Friday, September 01, 2006

Muslims and Irishmen in Britain

Breidge Gadd:

"No Irish or dogs" the sign in the guest-house in Cambridge succinctly said. It was the mid-1970s and Britain had just suffered an onslaught of IRA bombs. In those days, before the notion of political correctness had been invented, people felt free to expose their racial preferences to the public at large. And for sure, we were well warned to stay away from that door. I wasn't that bothered. I don't like people who don't like dogs anyhow.

My memory of those distant days was stirred by Ryanair's Michael O'Leary's predictably forthright rant about the ineffectuality of the blanket response of the security chiefs of British Airport Authorities to the recent alleged terrorist attacks on British/American airplanes and airlines. To paraphrase him, if you suspect Muslims, go after Muslims. If certain airlines and routes are the problem focus your security attention on them but do not cause chaos by tarring all passengers and routes with the same top security brush.

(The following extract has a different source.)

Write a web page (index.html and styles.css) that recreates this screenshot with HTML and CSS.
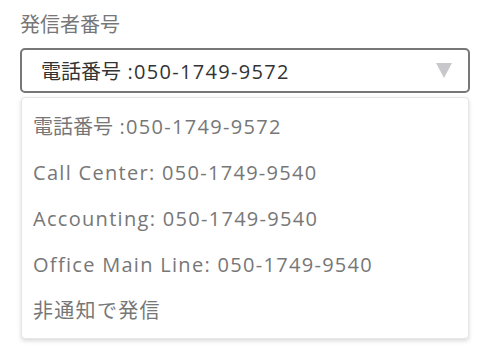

O'Leary in his inimitable way has stood on a few corns of political correctness. Indeed such is peoples' worry of being seen to be racially intolerant, that even discussing his thesis brings with it a frisson of nervousness, lest one be accused of racism. But surely the present crisis of terrorist threat, with the massive disruption in business and leisure travel, not to mention the potential ineffectiveness in preventing terrorism when wholesale screening becomes routine, deserves, not embarrassed silence but intensive and public scrutiny of all possible options.

In the 70s it wasn't just the Cambridge guest-house owners who singled out the Irish for special attention. The government and its public associated institutions when faced with a terrorist threat from the IRA put in place anti-terrorist policies and practices that singled out all people from Northern Ireland for special attention.

Special powers were introduced in legislation in this country, powers that infringed and curtailed the liberty of everyone living here, whether terrorist or not. Passengers flying into and out of the country were herded into a special gate, invariably as far away from the terminal as possible. This was at a time way before it became internationally necessary to up the ante in security for everyone. Irish people, especially those who fitted the Special Branch notion of a potential IRA person, were regarded with hostility and suspicion and stopped, searched and questioned regularly.

In fact, even to this day we are still being subject to 'special attention' in airports 10 years after the IRA declared that its war with Britain was over and ergo, their terrorist threat gone.

So, if all of the people coming and going from Northern Ireland could be specifically targeted, with some who fitted the stereotype being given relentless attention, why, when the threat to the safety of British and American planes and passengers is coming from one specific race/culture /religion, is there not the same singling out of all those peoples for particular attention in the way the Northern Ireland citizens are so used to?

Exactly!

1 Comments:

At 10:56 AM, Anonymous Anonymous said...

It's easy.

The Irish were from the wrong race/culture /religion, which made them legitimate targets.

Muslims, on the other hand, are from a priviliged race/culture/religion, and therefore must not be inconvenienced.